In doing that job, the executive branch launched programs that have caused controversy in the nearly 13 years since the Sept. 11 attacks. Surveillance programs by the National Security Agency, use of drone warfare in the Middle East and torture of prisoners at facilities like the Guantanamo Bay detention camp have evidenced a more powerful executive branch since 9/11. Gormley, the dean of the law school and a professor of constitutional law at Duquesne University, questioned Gonzales about his actions and observations as White House counsel and U.S. attorney general during President George W. Bush’s administration. Their conversation was the fifth installment in this week’s morning lecture theme, “The Ethics of Privacy.”

Gonzales was previously a justice of the Texas Supreme Court and the Secretary of State of Texas when Bush was governor. He co-authored the book A Conservative and Compassionate Approach to Immigration Reform: Perspectives from a Former US Attorney General, which will be published in November.

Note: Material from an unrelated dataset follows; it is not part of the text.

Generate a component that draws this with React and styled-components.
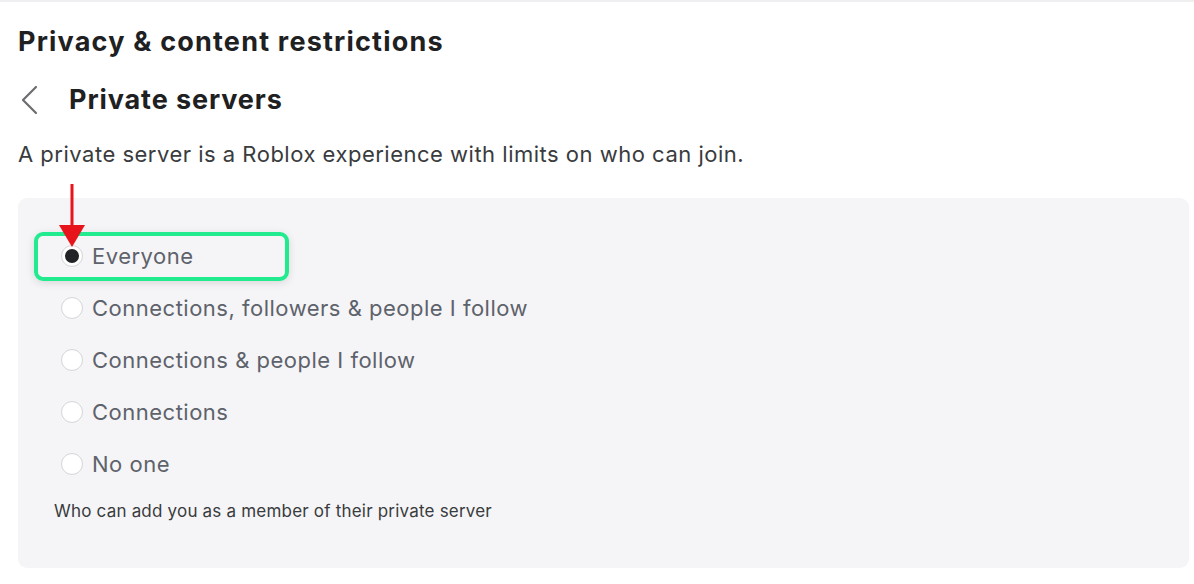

Gormley is the author of two Chautauqua Literary and Scientific Circle selections, 1997’s Archibald Cox: Conscience of a Nation, and 2010’s The Death of American Virtue: Clinton vs. Starr. He has testified in the U.S. Senate three times, and has previously served as president of the Allegheny County Bar Association and mayor of Forest Hills, Pennsylvania.

Gonzales recalled the first time Bush was made aware of the potential to expand NSA surveillance, the weekend after Sept. 11.

“The whole national security team met at Camp David,” he said. “The president asked, what do we need to do to protect America? What capabilities do we have that are not being exercised?” At that point, Gonzales said, then-U.S. attorney general John Ashcroft and the Department of Justice began work on what became the USA Patriot Act. At the same time, NSA surveillance programs were expanded. In October 2001, Gonzales said, Bush authorized “certain collection activities” that had been approved by Ashcroft.

“Winning a war against an enemy like al-Qaida required winning the war of information,” Gonzales said. “Getting as much information as we could — within the limits of the Constitution — that was our charge by President Bush.”

Gormley pointed out that Bush, “From the first day, viewed this as a war, not just as an isolated criminal act.”

“No question about it,” Gonzales said. “It was clear we were going to pull all levers of American power, not just our law enforcement. We would use our military. We would use our intelligence. We would use our economic might to respond to this threat.”

In December 2005, 10 months after Gonzales became U.S. attorney general, The New York Times printed a story revealing the NSA’s secret wiretapping program after a year of holding the story at the Bush administration’s request.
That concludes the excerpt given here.